* The task *
Filter out everything except lines holding "index".

* Data extract *
^^^^^^^^

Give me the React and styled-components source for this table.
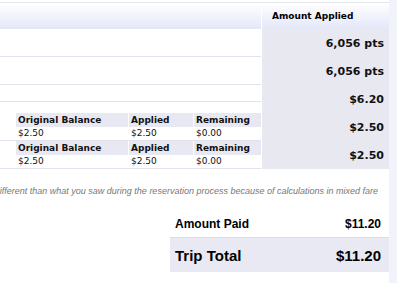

^^^^^^^^

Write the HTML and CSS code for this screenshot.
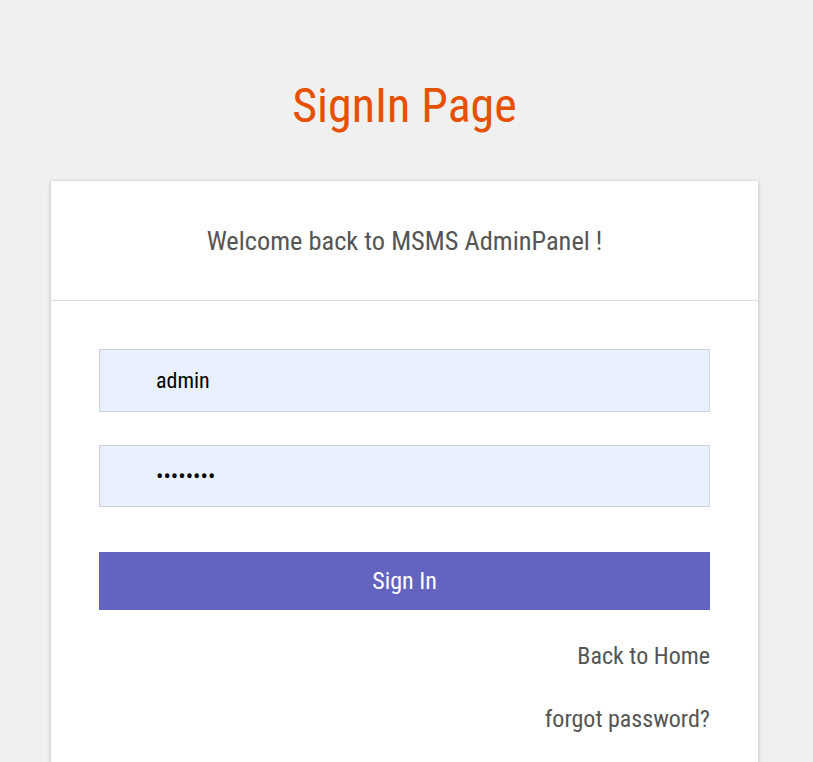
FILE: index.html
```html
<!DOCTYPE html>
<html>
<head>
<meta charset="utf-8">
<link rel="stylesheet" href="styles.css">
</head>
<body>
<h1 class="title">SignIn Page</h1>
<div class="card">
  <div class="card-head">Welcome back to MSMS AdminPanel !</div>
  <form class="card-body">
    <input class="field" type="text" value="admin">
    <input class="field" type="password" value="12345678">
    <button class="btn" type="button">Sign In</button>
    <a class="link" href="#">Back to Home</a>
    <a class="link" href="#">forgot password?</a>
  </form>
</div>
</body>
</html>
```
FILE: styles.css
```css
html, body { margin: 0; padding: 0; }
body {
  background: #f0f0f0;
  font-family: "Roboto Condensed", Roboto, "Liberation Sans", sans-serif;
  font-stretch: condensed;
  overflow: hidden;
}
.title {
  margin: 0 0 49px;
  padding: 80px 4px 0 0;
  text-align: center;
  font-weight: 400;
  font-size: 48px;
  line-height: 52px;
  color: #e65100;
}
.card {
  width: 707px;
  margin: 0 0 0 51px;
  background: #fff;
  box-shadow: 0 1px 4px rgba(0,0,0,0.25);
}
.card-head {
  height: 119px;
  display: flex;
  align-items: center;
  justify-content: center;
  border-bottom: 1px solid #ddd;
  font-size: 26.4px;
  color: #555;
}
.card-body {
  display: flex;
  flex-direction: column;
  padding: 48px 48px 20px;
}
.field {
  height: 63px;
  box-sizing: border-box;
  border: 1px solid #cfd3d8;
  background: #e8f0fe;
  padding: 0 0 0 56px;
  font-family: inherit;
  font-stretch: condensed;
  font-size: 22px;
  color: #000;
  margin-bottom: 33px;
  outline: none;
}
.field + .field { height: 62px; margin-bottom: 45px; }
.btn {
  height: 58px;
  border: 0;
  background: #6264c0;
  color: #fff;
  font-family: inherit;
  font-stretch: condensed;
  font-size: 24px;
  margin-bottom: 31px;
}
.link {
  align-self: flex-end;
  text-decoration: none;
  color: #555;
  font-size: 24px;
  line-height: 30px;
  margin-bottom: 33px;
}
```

^^^^^^^^

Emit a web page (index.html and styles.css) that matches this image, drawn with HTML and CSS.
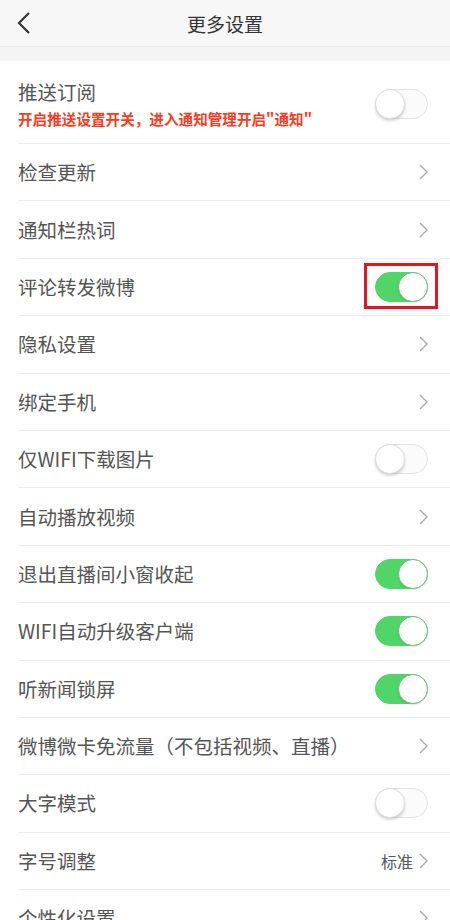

^^^^^^^^

* Worked answer *
FILE: index.html
Emit a web page (index.html and styles.css) that matches this image, drawn with HTML and CSS.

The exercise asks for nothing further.